• **TASK OBJECTIVE**
With the images removed, repeat the data below exactly.

**** DATA LINES

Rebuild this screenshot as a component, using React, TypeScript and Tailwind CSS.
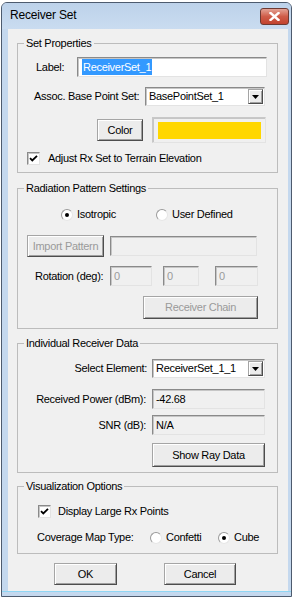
import React from "react";

const btn =
  "flex items-center justify-center border border-[#a5a5a5] border-b-[#4d4d4d] border-r-[#4d4d4d] bg-[#ececec] shadow-[inset_1px_1px_0_#ffffff,inset_-1px_-1px_0_#a0a0a0]";
const sunken =
  "border border-[#8a8a8a] border-b-[#e3e3e3] border-r-[#e3e3e3] shadow-[inset_1px_1px_0_#c6c6c6]";

function Field({ className, value, disabled }: { className: string; value?: string; disabled?: boolean }) {
  return (
    <div
      className={`flex h-[20px] items-center pl-[3px] ${sunken} ${
        disabled ? "bg-[#f0f0f0] text-[#9a9a9a]" : "bg-white text-black"
      } ${className}`}
    >
      {value}
    </div>
  );
}

function Combo({ className, value }: { className: string; value: string }) {
  return (
    <div className={`flex h-[19px] items-center bg-white ${sunken} ${className}`}>
      <span className="flex-1 pl-[3px]">{value}</span>
      <div className={`mr-[1px] h-[15px] w-[15px] ${btn}`}>
        <svg width="7" height="4" viewBox="0 0 7 4">
          <path d="M0 0h7L3.5 4z" fill="#000" />
        </svg>
      </div>
    </div>
  );
}

function Radio({ checked }: { checked?: boolean }) {
  return (
    <span className="flex h-[12px] w-[12px] shrink-0 items-center justify-center rounded-full border border-[#9a9a9a] border-b-[#e6e6e6] border-r-[#e6e6e6] bg-white">
      {checked && <span className="h-[4px] w-[4px] rounded-full bg-black" />}
    </span>
  );
}

function Check() {
  return (
    <span className={`flex h-[13px] w-[13px] shrink-0 items-center justify-center bg-white ${sunken}`}>
      <svg width="9" height="9" viewBox="0 0 9 9">
        <path d="M1 4.2l2.3 2.3L8 1.8" stroke="#000" strokeWidth="1.8" fill="none" />
      </svg>
    </span>
  );
}

function Group({ title, className, children }: { title: string; className: string; children: React.ReactNode }) {
  return (
    <fieldset className={`ml-[9px] w-[261px] border border-[#bcbcbc] ${className}`}>
      <legend className="ml-[6px] px-[2px] leading-[14px]">{title}</legend>
      {children}
    </fieldset>
  );
}

export default function App() {
  return (
    <div className="h-[600px] w-[298px] bg-white pl-[1px] pt-[2px] font-['Liberation_Sans',Arial,sans-serif] text-[11px] tracking-[-0.3px] text-black">
      <div className="flex h-[595px] w-[291px] flex-col rounded-t-[6px] border border-[#4d5b6e] bg-[#c4d8ee]">
        {/* Title bar */}
        <div className="flex h-[26px] items-start rounded-t-[5px] bg-gradient-to-b from-[#bdd2ea] to-[#cadcf0] pl-[8px]">
          <span className="mt-[5px] flex-1 text-[12px] leading-[15px] tracking-[-0.2px]">Receiver Set</span>
          <div className="mr-[2px] mt-[5px] flex h-[17px] w-[29px] items-center justify-center rounded-[3px] border border-[#6d3a33] bg-gradient-to-b from-[#e3a295] via-[#cf5c48] to-[#c2432f]">
            <svg width="11" height="9" viewBox="0 0 11 9">
              <path d="M1.5 1l8 7M9.5 1l-8 7" stroke="#fff" strokeWidth="2.4" strokeLinecap="square" />
            </svg>
          </div>
        </div>

        {/* Client area */}
        <div className="ml-[6px] flex h-[562px] w-[280px] flex-col bg-[#f0f0f0] pt-[7px]">
          <Group title="Set Properties" className="pb-[7px]">
            <div className="mt-[7px] flex h-[20px] items-center">
              <span className="ml-[18px] w-[41px]">Label:</span>
              <div className={`flex h-[20px] w-[190px] items-center bg-white pl-[4px] ${sunken}`}>
                <span className="bg-[#3399ff] px-[1px] text-white">ReceiverSet_1</span>
              </div>
            </div>
            <div className="mt-[10px] flex h-[19px] items-center">
              <span className="ml-[16px] w-[111px]">Assoc. Base Point Set:</span>
              <Combo className="w-[120px]" value="BasePointSet_1" />
            </div>
            <div className="mt-[11px] flex h-[26px] items-center">
              <div className={`ml-[79px] h-[22px] w-[46px] ${btn}`}>Color</div>
              <div className={`ml-[9px] flex h-[26px] w-[114px] items-center justify-center ${sunken} border-[#c8c8c8] bg-[#f0f0f0]`}>
                <div className="h-[17px] w-[103px] bg-[#ffd700]" />
              </div>
            </div>
            <div className="mt-[9px] flex h-[13px] items-center">
              <span className="ml-[9px]">
                <Check />
              </span>
              <span className="ml-[8px]">Adjust Rx Set to Terrain Elevation</span>
            </div>
          </Group>

          <Group title="Radiation Pattern Settings" className="mt-[8px] pb-[9px]">
            <div className="mt-[13px] flex h-[13px] items-center">
              <span className="ml-[43px]">
                <Radio checked />
              </span>
              <span className="ml-[4px] w-[79px]">Isotropic</span>
              <Radio />
              <span className="ml-[4px]">User Defined</span>
            </div>
            <div className="mt-[14px] flex h-[22px] items-center">
              <div className={`ml-[9px] h-[22px] w-[77px] text-[#9a9a9a] ${btn}`}>Import Pattern</div>
              <Field className="ml-[6px] w-[147px]" disabled />
            </div>
            <div className="mt-[9px] flex h-[20px] items-center">
              <span className="ml-[17px] w-[75px]">Rotation (deg):</span>
              <Field className="w-[42px]" value="0" disabled />
              <Field className="ml-[11px] w-[36px]" value="0" disabled />
              <Field className="ml-[16px] w-[43px]" value="0" disabled />
            </div>
            <div className={`ml-[125px] mt-[10px] h-[23px] w-[115px] text-[#9a9a9a] ${btn}`}>Receiver Chain</div>
          </Group>

          <Group title="Individual Receiver Data" className="mt-[7px] pb-[5px]">
            <div className="mt-[9px] flex h-[19px] items-center">
              <span className="w-[134px] pr-[5px] text-right">Select Element:</span>
              <Combo className="w-[113px]" value="ReceiverSet_1_1" />
            </div>
            <div className="mt-[11px] flex h-[20px] items-center">
              <span className="w-[134px] pr-[6px] text-right">Received Power (dBm):</span>
              <Field className="w-[113px] !bg-[#f0f0f0] !text-black" value="-42.68" />
            </div>
            <div className="mt-[6px] flex h-[20px] items-center">
              <span className="w-[134px] pr-[6px] text-right">SNR (dB):</span>
              <Field className="w-[113px] !bg-[#f0f0f0] !text-black" value="N/A" />
            </div>
            <div className={`ml-[134px] mt-[8px] h-[24px] w-[113px] ${btn}`}>Show Ray Data</div>
          </Group>

          <Group title="Visualization Options" className="mt-[6px] pb-[9px]">
            <div className="mt-[12px] flex h-[13px] items-center">
              <span className="ml-[20px]">
                <Check />
              </span>
              <span className="ml-[7px]">Display Large Rx Points</span>
            </div>
            <div className="mt-[13px] flex h-[13px] items-center">
              <span className="ml-[19px] w-[113px]">Coverage Map Type:</span>
              <Radio />
              <span className="ml-[4px] w-[52px]">Confetti</span>
              <Radio checked />
              <span className="ml-[4px]">Cube</span>
            </div>
          </Group>

          <div className="mt-[9px] flex h-[22px] items-center">
            <div className={`ml-[46px] h-[22px] w-[63px] ${btn}`}>OK</div>
            <div className={`ml-[47px] h-[22px] w-[72px] ${btn}`}>Cancel</div>
          </div>
        </div>
        <div className="h-[1px] w-full bg-[#8fd6f4]" />
      </div>
    </div>
  );
}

********

• **WRITTEN RESPONSE**
Rebuild this screenshot as a component, using React, TypeScript and Tailwind CSS.
import React from "react";

const btn =
  "flex items-center justify-center border border-[#a5a5a5] border-b-[#4d4d4d] border-r-[#4d4d4d] bg-[#ececec] shadow-[inset_1px_1px_0_#ffffff,inset_-1px_-1px_0_#a0a0a0]";
const sunken =
  "border border-[#8a8a8a] border-b-[#e3e3e3] border-r-[#e3e3e3] shadow-[inset_1px_1px_0_#c6c6c6]";

function Field({ className, value, disabled }: { className: string; value?: string; disabled?: boolean }) {
  return (
    <div
      className={`flex h-[20px] items-center pl-[3px] ${sunken} ${
        disabled ? "bg-[#f0f0f0] text-[#9a9a9a]" : "bg-white text-black"
      } ${className}`}
    >
      {value}
    </div>
  );
}

function Combo({ className, value }: { className: string; value: string }) {
  return (
    <div className={`flex h-[19px] items-center bg-white ${sunken} ${className}`}>
      <span className="flex-1 pl-[3px]">{value}</span>
      <div className={`mr-[1px] h-[15px] w-[15px] ${btn}`}>
        <svg width="7" height="4" viewBox="0 0 7 4">
          <path d="M0 0h7L3.5 4z" fill="#000" />
        </svg>
      </div>
    </div>
  );
}

function Radio({ checked }: { checked?: boolean }) {
  return (
    <span className="flex h-[12px] w-[12px] shrink-0 items-center justify-center rounded-full border border-[#9a9a9a] border-b-[#e6e6e6] border-r-[#e6e6e6] bg-white">
      {checked && <span className="h-[4px] w-[4px] rounded-full bg-black" />}
    </span>
  );
}

function Check() {
  return (
    <span className={`flex h-[13px] w-[13px] shrink-0 items-center justify-center bg-white ${sunken}`}>
      <svg width="9" height="9" viewBox="0 0 9 9">
        <path d="M1 4.2l2.3 2.3L8 1.8" stroke="#000" strokeWidth="1.8" fill="none" />
      </svg>
    </span>
  );
}

function Group({ title, className, children }: { title: string; className: string; children: React.ReactNode }) {
  return (
    <fieldset className={`ml-[9px] w-[261px] border border-[#bcbcbc] ${className}`}>
      <legend className="ml-[6px] px-[2px] leading-[14px]">{title}</legend>
      {children}
    </fieldset>
  );
}

export default function App() {
  return (
    <div className="h-[600px] w-[298px] bg-white pl-[1px] pt-[2px] font-['Liberation_Sans',Arial,sans-serif] text-[11px] tracking-[-0.3px] text-black">
      <div className="flex h-[595px] w-[291px] flex-col rounded-t-[6px] border border-[#4d5b6e] bg-[#c4d8ee]">
        {/* Title bar */}
        <div className="flex h-[26px] items-start rounded-t-[5px] bg-gradient-to-b from-[#bdd2ea] to-[#cadcf0] pl-[8px]">
          <span className="mt-[5px] flex-1 text-[12px] leading-[15px] tracking-[-0.2px]">Receiver Set</span>
          <div className="mr-[2px] mt-[5px] flex h-[17px] w-[29px] items-center justify-center rounded-[3px] border border-[#6d3a33] bg-gradient-to-b from-[#e3a295] via-[#cf5c48] to-[#c2432f]">
            <svg width="11" height="9" viewBox="0 0 11 9">
              <path d="M1.5 1l8 7M9.5 1l-8 7" stroke="#fff" strokeWidth="2.4" strokeLinecap="square" />
            </svg>
          </div>
        </div>

        {/* Client area */}
        <div className="ml-[6px] flex h-[562px] w-[280px] flex-col bg-[#f0f0f0] pt-[7px]">
          <Group title="Set Properties" className="pb-[7px]">
            <div className="mt-[7px] flex h-[20px] items-center">
              <span className="ml-[18px] w-[41px]">Label:</span>
              <div className={`flex h-[20px] w-[190px] items-center bg-white pl-[4px] ${sunken}`}>
                <span className="bg-[#3399ff] px-[1px] text-white">ReceiverSet_1</span>
              </div>
            </div>
            <div className="mt-[10px] flex h-[19px] items-center">
              <span className="ml-[16px] w-[111px]">Assoc. Base Point Set:</span>
              <Combo className="w-[120px]" value="BasePointSet_1" />
            </div>
            <div className="mt-[11px] flex h-[26px] items-center">
              <div className={`ml-[79px] h-[22px] w-[46px] ${btn}`}>Color</div>
              <div className={`ml-[9px] flex h-[26px] w-[114px] items-center justify-center ${sunken} border-[#c8c8c8] bg-[#f0f0f0]`}>
                <div className="h-[17px] w-[103px] bg-[#ffd700]" />
              </div>
            </div>
            <div className="mt-[9px] flex h-[13px] items-center">
              <span className="ml-[9px]">
                <Check />
              </span>
              <span className="ml-[8px]">Adjust Rx Set to Terrain Elevation</span>
            </div>
          </Group>

          <Group title="Radiation Pattern Settings" className="mt-[8px] pb-[9px]">
            <div className="mt-[13px] flex h-[13px] items-center">
              <span className="ml-[43px]">
                <Radio checked />
              </span>
              <span className="ml-[4px] w-[79px]">Isotropic</span>
              <Radio />
              <span className="ml-[4px]">User Defined</span>
            </div>
            <div className="mt-[14px] flex h-[22px] items-center">
              <div className={`ml-[9px] h-[22px] w-[77px] text-[#9a9a9a] ${btn}`}>Import Pattern</div>
              <Field className="ml-[6px] w-[147px]" disabled />
            </div>
            <div className="mt-[9px] flex h-[20px] items-center">
              <span className="ml-[17px] w-[75px]">Rotation (deg):</span>
              <Field className="w-[42px]" value="0" disabled />
              <Field className="ml-[11px] w-[36px]" value="0" disabled />
              <Field className="ml-[16px] w-[43px]" value="0" disabled />
            </div>
            <div className={`ml-[125px] mt-[10px] h-[23px] w-[115px] text-[#9a9a9a] ${btn}`}>Receiver Chain</div>
          </Group>

          <Group title="Individual Receiver Data" className="mt-[7px] pb-[5px]">
            <div className="mt-[9px] flex h-[19px] items-center">
              <span className="w-[134px] pr-[5px] text-right">Select Element:</span>
              <Combo className="w-[113px]" value="ReceiverSet_1_1" />
            </div>
            <div className="mt-[11px] flex h-[20px] items-center">
              <span className="w-[134px] pr-[6px] text-right">Received Power (dBm):</span>
              <Field className="w-[113px] !bg-[#f0f0f0] !text-black" value="-42.68" />
            </div>
            <div className="mt-[6px] flex h-[20px] items-center">
              <span className="w-[134px] pr-[6px] text-right">SNR (dB):</span>
              <Field className="w-[113px] !bg-[#f0f0f0] !text-black" value="N/A" />
            </div>
            <div className={`ml-[134px] mt-[8px] h-[24px] w-[113px] ${btn}`}>Show Ray Data</div>
          </Group>

          <Group title="Visualization Options" className="mt-[6px] pb-[9px]">
            <div className="mt-[12px] flex h-[13px] items-center">
              <span className="ml-[20px]">
                <Check />
              </span>
              <span className="ml-[7px]">Display Large Rx Points</span>
            </div>
            <div className="mt-[13px] flex h-[13px] items-center">
              <span className="ml-[19px] w-[113px]">Coverage Map Type:</span>
              <Radio />
              <span className="ml-[4px] w-[52px]">Confetti</span>
              <Radio checked />
              <span className="ml-[4px]">Cube</span>
            </div>
          </Group>

          <div className="mt-[9px] flex h-[22px] items-center">
            <div className={`ml-[46px] h-[22px] w-[63px] ${btn}`}>OK</div>
            <div className={`ml-[47px] h-[22px] w-[72px] ${btn}`}>Cancel</div>
          </div>
        </div>
        <div className="h-[1px] w-full bg-[#8fd6f4]" />
      </div>
    </div>
  );
}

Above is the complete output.